Troubleshooting Process
A comprehensive list of things to check when trying to figure out if a Pliant instance might be unhealthy, starting from the ground up. If you find anything that is not as it should be, contact Pliant Support
Host(s)
This section is only applicable if you are hosting your own Pliant instance on your own infrastructure
Network Connectivity
Is there connectivity to the Pliant host(s) via the following methods?
ICMP ping(if permitted)
# Example commands ping 172.27.13.4 ping mypliant.pliant.io
SSH
# Example commands ssh -i private_ssh_key.pem myuser@mypliant.pliant.io ssh myuser@172.27.13.4
https://<instance-ip>
https://<instance-hostname>
Can you reach your intended target from the Pliant host? (ping, wget, etc)
If this is a multi-node cluster, can each node reach each other node?
Can nodes reach the Internet (if not a purposefully air-gapped environment)?
Memory Usage - top
Is total memory on each node 16GB or greater?
Is there 0 Swap used?
Is there more than 1GB free?
Disk Usage - df
Does df -h / show more than 10GB free on each node?
Are there any other disks to consider (is Pliant mounted on /pliant or another non-standard place)?
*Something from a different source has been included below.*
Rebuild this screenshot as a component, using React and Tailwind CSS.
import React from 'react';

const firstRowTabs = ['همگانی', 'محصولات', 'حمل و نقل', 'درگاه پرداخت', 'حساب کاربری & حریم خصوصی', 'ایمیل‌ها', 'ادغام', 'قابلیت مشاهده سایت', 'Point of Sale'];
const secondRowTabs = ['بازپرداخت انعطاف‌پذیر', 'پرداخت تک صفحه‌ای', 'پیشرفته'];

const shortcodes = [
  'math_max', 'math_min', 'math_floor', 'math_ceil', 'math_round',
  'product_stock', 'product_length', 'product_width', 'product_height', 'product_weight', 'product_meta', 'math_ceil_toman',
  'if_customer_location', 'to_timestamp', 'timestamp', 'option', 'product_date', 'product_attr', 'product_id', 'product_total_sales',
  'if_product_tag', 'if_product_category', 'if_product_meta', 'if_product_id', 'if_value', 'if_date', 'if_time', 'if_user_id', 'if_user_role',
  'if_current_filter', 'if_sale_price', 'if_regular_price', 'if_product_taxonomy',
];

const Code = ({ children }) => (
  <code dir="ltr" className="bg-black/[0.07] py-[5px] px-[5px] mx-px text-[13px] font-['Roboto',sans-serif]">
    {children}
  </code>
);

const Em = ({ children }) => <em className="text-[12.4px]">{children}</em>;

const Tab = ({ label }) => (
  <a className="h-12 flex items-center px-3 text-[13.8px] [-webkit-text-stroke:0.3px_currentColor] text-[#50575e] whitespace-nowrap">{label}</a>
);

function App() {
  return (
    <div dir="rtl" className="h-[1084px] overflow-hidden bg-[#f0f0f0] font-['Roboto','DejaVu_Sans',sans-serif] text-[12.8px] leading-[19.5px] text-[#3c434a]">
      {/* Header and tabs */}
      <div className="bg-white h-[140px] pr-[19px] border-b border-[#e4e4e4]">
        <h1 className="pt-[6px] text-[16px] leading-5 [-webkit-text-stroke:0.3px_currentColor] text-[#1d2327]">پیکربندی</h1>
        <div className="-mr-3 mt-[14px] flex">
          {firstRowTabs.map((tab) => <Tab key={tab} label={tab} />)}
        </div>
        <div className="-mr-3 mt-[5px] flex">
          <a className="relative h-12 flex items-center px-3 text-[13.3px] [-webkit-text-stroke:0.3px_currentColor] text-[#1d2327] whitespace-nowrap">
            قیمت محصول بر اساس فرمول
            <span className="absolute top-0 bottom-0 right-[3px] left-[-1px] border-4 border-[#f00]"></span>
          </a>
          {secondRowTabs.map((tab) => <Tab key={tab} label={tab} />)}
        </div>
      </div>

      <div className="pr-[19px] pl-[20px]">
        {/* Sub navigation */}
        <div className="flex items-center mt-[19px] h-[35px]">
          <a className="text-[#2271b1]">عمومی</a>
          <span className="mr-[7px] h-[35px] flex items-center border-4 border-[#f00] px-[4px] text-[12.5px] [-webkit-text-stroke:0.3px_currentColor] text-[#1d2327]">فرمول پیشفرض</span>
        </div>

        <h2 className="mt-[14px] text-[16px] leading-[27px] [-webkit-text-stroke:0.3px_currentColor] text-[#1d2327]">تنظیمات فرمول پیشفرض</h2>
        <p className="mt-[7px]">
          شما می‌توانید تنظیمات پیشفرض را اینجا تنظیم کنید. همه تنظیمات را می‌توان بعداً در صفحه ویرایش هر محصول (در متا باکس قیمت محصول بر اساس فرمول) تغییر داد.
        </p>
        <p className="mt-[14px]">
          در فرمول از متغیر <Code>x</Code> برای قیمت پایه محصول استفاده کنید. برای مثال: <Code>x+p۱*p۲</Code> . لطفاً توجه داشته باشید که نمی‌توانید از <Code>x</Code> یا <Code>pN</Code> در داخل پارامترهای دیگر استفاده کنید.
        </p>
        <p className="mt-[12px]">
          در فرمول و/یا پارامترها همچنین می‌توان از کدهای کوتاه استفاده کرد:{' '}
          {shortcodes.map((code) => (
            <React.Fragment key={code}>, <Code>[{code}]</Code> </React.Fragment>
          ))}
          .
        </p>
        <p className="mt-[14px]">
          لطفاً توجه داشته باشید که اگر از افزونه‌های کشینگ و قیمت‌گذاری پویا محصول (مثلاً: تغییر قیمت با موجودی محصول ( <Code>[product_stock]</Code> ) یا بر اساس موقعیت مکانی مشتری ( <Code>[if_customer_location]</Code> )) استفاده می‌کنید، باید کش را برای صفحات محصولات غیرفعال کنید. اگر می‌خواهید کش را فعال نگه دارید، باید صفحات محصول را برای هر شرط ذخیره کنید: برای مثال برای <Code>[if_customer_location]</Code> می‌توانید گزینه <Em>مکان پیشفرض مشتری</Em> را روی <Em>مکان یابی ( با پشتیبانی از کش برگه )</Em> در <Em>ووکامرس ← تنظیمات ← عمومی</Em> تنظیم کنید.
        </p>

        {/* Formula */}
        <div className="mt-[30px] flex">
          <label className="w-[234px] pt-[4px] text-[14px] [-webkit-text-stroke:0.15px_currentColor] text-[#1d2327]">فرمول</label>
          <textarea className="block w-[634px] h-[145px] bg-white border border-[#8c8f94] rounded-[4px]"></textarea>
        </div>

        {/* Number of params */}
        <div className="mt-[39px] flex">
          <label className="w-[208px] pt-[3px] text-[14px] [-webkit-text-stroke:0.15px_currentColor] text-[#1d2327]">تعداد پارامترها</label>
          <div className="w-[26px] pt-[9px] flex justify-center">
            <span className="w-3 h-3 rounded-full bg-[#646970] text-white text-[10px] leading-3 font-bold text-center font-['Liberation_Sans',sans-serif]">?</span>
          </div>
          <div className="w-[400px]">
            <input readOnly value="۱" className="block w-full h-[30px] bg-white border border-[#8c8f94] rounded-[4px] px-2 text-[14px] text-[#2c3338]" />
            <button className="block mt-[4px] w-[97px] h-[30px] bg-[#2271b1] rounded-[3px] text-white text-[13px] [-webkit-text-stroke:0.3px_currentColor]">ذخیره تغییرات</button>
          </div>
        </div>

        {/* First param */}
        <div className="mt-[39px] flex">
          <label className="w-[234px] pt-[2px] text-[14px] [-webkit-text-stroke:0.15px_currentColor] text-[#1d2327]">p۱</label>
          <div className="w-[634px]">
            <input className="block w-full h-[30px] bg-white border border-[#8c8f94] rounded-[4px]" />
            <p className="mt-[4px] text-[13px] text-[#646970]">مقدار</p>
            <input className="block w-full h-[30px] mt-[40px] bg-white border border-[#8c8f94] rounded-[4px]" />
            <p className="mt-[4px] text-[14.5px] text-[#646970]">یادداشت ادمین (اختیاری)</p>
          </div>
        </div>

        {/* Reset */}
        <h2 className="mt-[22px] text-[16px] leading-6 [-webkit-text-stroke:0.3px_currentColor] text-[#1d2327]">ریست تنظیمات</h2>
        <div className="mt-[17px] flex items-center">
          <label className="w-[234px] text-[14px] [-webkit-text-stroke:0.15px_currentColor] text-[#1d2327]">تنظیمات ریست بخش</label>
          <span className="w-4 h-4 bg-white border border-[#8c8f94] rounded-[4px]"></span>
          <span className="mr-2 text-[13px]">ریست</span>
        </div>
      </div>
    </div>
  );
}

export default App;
Do any non standard disks have <10GB free?
Kubernetes
This section is only applicable if you are hosting your own Pliant instance on your own infrastructure
Check nodes - kubectl get nodes -o wide
Are they all “Ready”?
Check pods – kubectl get pods
Are all pods running?
Are all pods showing all containers as ready? (2/2,1/1 etc)
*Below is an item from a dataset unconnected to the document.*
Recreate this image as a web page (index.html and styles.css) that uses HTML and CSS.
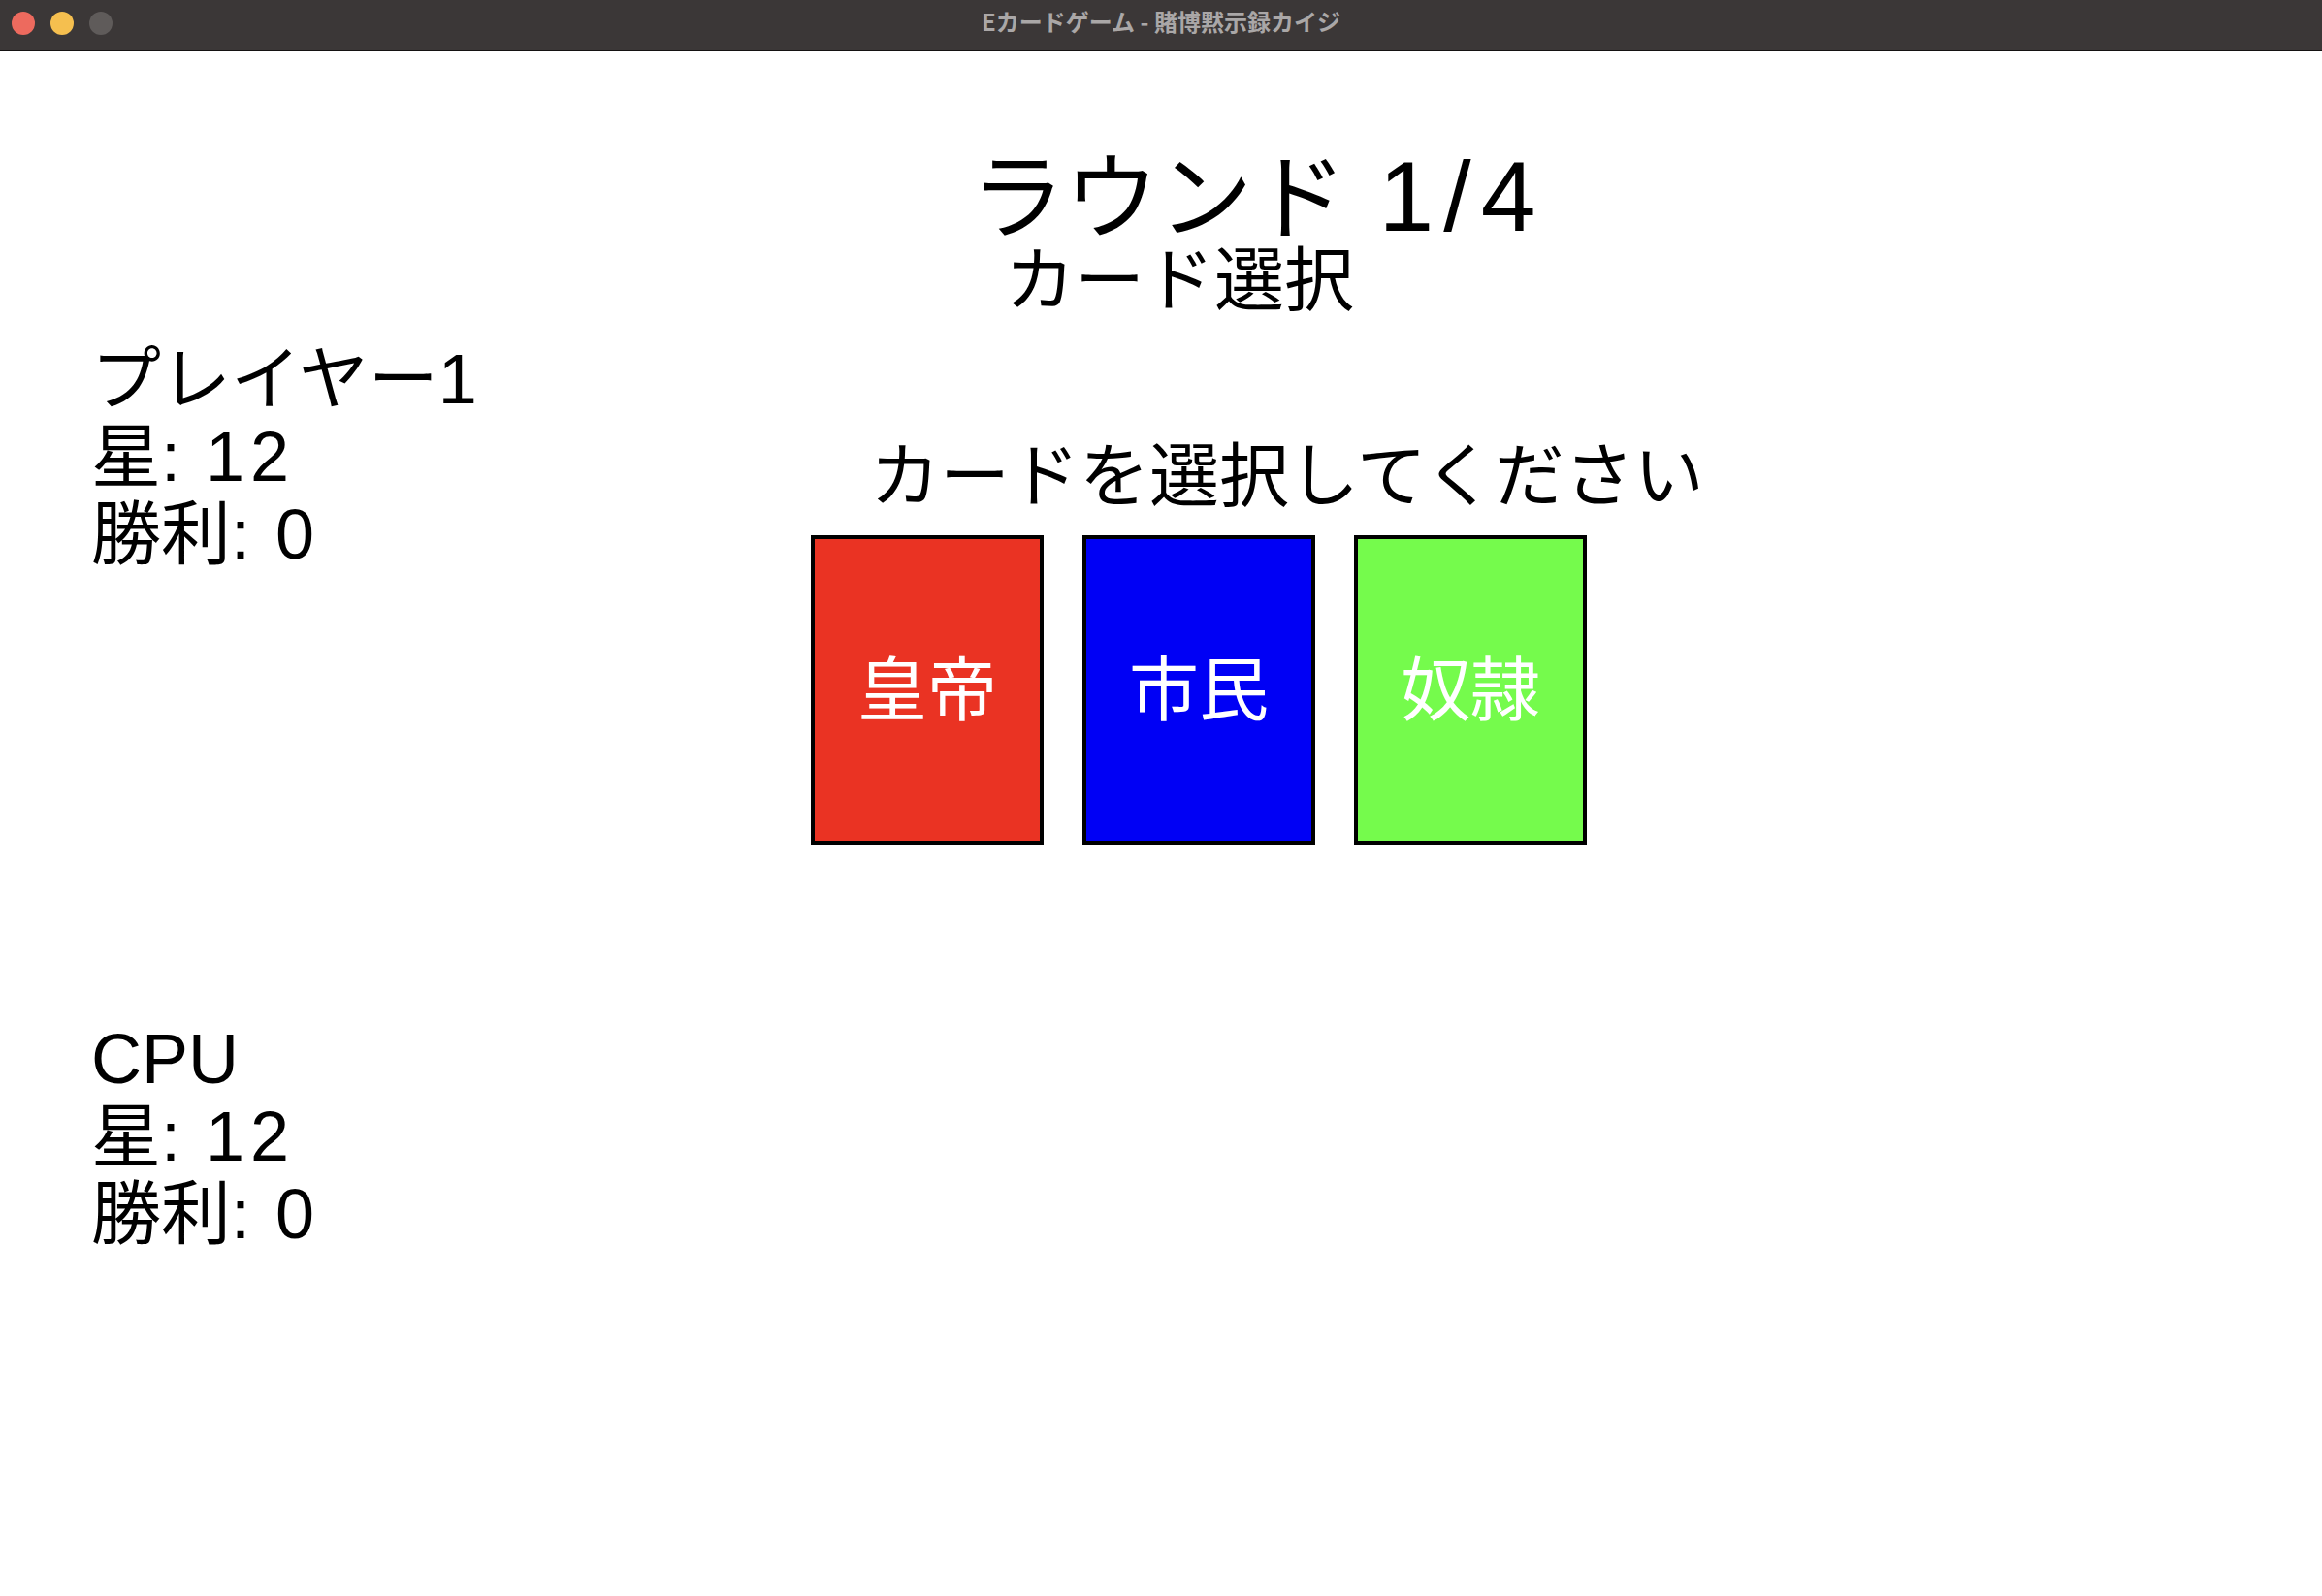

Check storage for StatefulSet Persistent Volumes, make sure no more than 80% utilized
kubectl exec mysqldb-0 -- df -h /var/lib/mysql
kubectl exec object-storage-0 -- df -h /data
kubectl exec pliant-stats-0 -- df -h /var/lib/influxdb
Getting application and container information
Pods
kubectl get pods -o wide
kubectl describe pod <pod name>
kubectl logs <pod name>
Services
kubectl get services -o wide
kubectl describe service <service name>
Deployments
kubectl get deployments -o wide
kubectl describe deployment <deployment name>
Pliant
Can you log in to Pliant?
Check the workers (admin level login required)
Does each worker group have the expected number of active workers (default typically has 2)?
Does each worker have a recent heartbeat?Run a test flow. Does it run successfully?
Check the Logs. Are any flow completing with errors?